If a line makes angles of \( \frac{3\pi}{4} \) and \( \frac{\pi}{3} \) with the positive directions of \( x \), \( y \), and \( z \)-axes respectively, then \( \theta \) is:

• A. \( -\frac{\pi}{3} \)
• B. \( \frac{\pi}{3} \) only
• C. \( \frac{\pi}{6} \)
• D. \( \pm \frac{\pi}{3} \)

Hint:

The direction cosines of a line are always in the range \( -1 \) to \( 1 \), and the angle can have multiple solutions due to the symmetry of the coordinate axes.

Answer 1

The Correct Option is D

To determine \( \theta \), given a line forming angles \( \frac{3\pi}{4} \) and \( \frac{\pi}{3} \) with the positive \( x \)- and \( y \)-axes respectively, we utilize direction cosines. For a line with direction angles \( \alpha, \beta, \gamma \) with the \( x, y, z \)-axes, the direction cosines are \( l = \cos \alpha \), \( m = \cos \beta \), and \( n = \cos \gamma \). These satisfy the fundamental relation \( l^2 + m^2 + n^2 = 1 \).

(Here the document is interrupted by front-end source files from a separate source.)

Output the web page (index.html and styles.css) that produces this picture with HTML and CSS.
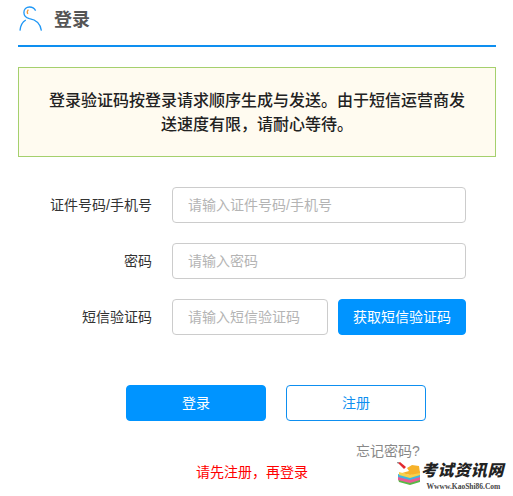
FILE: index.html
```html
<!DOCTYPE html>
<html lang="zh-CN">
<head>
<meta charset="utf-8">
<title>登录</title>
<link rel="stylesheet" href="styles.css">
</head>
<body>
<main class="page">
  <header class="head">
    <svg class="user-icon" width="24" height="26" viewBox="0 0 24 26" fill="none">
      <path d="M16.6 4.6C15.4 2.4 13.2 1 10.6 1C7.2 1 4.9 3.4 4.9 6.4C4.9 9.6 7.2 11.8 10.4 12.6C16.6 13.6 21.4 17.6 22.4 24.6" stroke="#1f97f5" stroke-width="1.3"/>
      <path d="M6.8 14C3.6 15.8 1.4 19.4 1 24.6" stroke="#1f97f5" stroke-width="1.3"/>
      <path d="M9.4 3.6C8.2 4.8 8 6.6 8.8 8" stroke="#f39a3c" stroke-width="1.3"/>
    </svg>
    <h1 class="title">登录</h1>
  </header>
  <p class="notice">登录验证码按登录请求顺序生成与发送。由于短信运营商发送速度有限，请耐心等待。</p>
  <form class="form">
    <div class="row">
      <label class="label">证件号码/手机号</label>
      <input class="input" placeholder="请输入证件号码/手机号">
    </div>
    <div class="row">
      <label class="label">密码</label>
      <input class="input" placeholder="请输入密码">
    </div>
    <div class="row">
      <label class="label">短信验证码</label>
      <input class="input input-code" placeholder="请输入短信验证码">
      <button type="button" class="btn btn-primary btn-sms">获取短信验证码</button>
    </div>
    <div class="actions">
      <button type="button" class="btn btn-primary btn-wide">登录</button>
      <button type="button" class="btn btn-outline btn-wide">注册</button>
    </div>
  </form>
  <div class="forgot">忘记密码?</div>
  <div class="hint">请先注册，再登录</div>
  <div class="logo">
    <svg class="logo-mark" width="24" height="24" viewBox="0 0 24 24">
      <path d="M1 17L13 20L23 17L23 20L13 23L2 20Z" fill="#58b947"/>
      <path d="M1 14L13 17L23 14L23 18L13 21L1 18Z" fill="#ea5a96"/>
      <path d="M1 12L13 15L23 12L23 15L13 18L1 15Z" fill="#3fb6e2"/>
      <path d="M2 10L13 13L23 9L23 13L13 16L2 13Z" fill="#f8d24a"/>
      <path d="M10 6L15 3L22 4L23 11L13 13L5 11L12 9Z" fill="#f6b22a"/>
      <path d="M1 1L3 0L9 5L7 7Z" fill="#e2282f"/>
      <path d="M0 0L2 0L1 2Z" fill="#777"/>
    </svg>
    <div class="logo-text">
      <div class="logo-name">考试资讯网</div>
      <div class="logo-url">Wwww.KaoShi86.Com</div>
    </div>
  </div>
</main>
</body>
</html>
```

FILE: styles.css
```css
* { box-sizing: border-box; }
html, body { margin: 0; padding: 0; background: #fff; }
body {
  width: 513px;
  height: 496px;
  overflow: hidden;
  font-family: "Liberation Sans", "Noto Sans CJK SC", sans-serif;
  font-size: 14px;
  color: #333;
}
.page { position: relative; width: 513px; height: 496px; padding: 0 17px 0 18px; }
.head {
  display: flex;
  align-items: center;
  gap: 11px;
  height: 47px;
  padding: 0 0 6px 1px;
  border-bottom: 2px solid #0e8ff0;
}
.user-icon { display: block; margin-top: -2px; }
.title { margin: 0; font-size: 18px; font-weight: 700; color: #555; line-height: 26px; }
.notice {
  margin: 20px 0 0;
  height: 90px;
  padding: 21px 30px;
  border: 1px solid #a5d06d;
  background: #fffbf0;
  font-size: 16px;
  line-height: 24px;
  font-weight: 500;
  color: #222;
  text-align: center;
}
.form { margin-top: 30px; }
.row { display: flex; align-items: center; height: 36px; margin-bottom: 20px; }
.label { width: 134px; margin-right: 20px; padding-bottom: 2px; text-align: right; color: #333; font-size: 14px; }
.input {
  width: 294px;
  height: 36px;
  padding: 0 15px;
  border: 1px solid #ccc;
  border-radius: 4px;
  background: #fff;
  font: inherit;
  color: #333;
  outline: none;
}
.input::placeholder { color: #b4b4b4; opacity: 1; }
.input-code { width: 156px; }
.btn {
  height: 36px;
  border-radius: 4px;
  font: inherit;
  cursor: pointer;
  padding: 0 0 2px;
}
.btn-primary { background: #0094ff; border: 1px solid #0094ff; color: #fff; }
.btn-outline { background: #fff; border: 1px solid #0e8ff0; color: #0e8ff0; }
.btn-sms { width: 128px; margin-left: 10px; }
.actions { display: flex; gap: 20px; margin-top: 50px; padding-left: 108px; }
.btn-wide { width: 140px; }
.forgot { position: absolute; left: 356px; top: 442px; color: #888; line-height: 18px; }
.hint { position: absolute; left: 196px; top: 463px; color: #f00; line-height: 18px; }
.logo { position: absolute; left: 397px; top: 462px; display: flex; }
.logo-mark { display: block; }
.logo-text { width: 85px; }
.logo-name {
  font-size: 16px;
  letter-spacing: 0.6px;
  font-weight: 900;
  font-style: italic;
  line-height: 18px;
  color: #222;
  white-space: nowrap;
}
.logo-url {
  font-family: "Liberation Serif", serif;
  font-size: 7.5px;
  font-weight: 700;
  line-height: 9px;
  margin-top: 2px;
  text-align: center;
  color: #444;
  white-space: nowrap;
}
```
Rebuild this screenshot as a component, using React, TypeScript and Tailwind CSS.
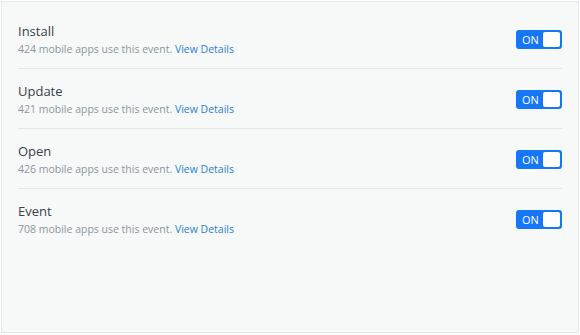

Substituting the given angles, we get \( l = \cos \frac{3\pi}{4} = -\frac{\sqrt{2}}{2} \) and \( m = \cos \frac{\pi}{3} = \frac{1}{2} \).

Now, we solve for \( n \):

\(\left(-\frac{\sqrt{2}}{2}\right)^2 + \left(\frac{1}{2}\right)^2 + n^2 = 1\).

This simplifies to \( \frac{2}{4} + \frac{1}{4} + n^2 = 1 \), which further reduces to \( \frac{3}{4} + n^2 = 1 \).

Solving for \( n^2 \) yields \( n^2 = 1 - \frac{3}{4} = \frac{1}{4} \), so \( n = \pm \frac{1}{2} \).

Since \( n = \cos \gamma = \cos \theta \), we have \( \cos \theta = \pm \frac{1}{2} \).

Therefore, the possible values for \( \theta \) are \( \theta = \pm \frac{\pi}{3} \).

The solution is \( \pm \frac{\pi}{3} \).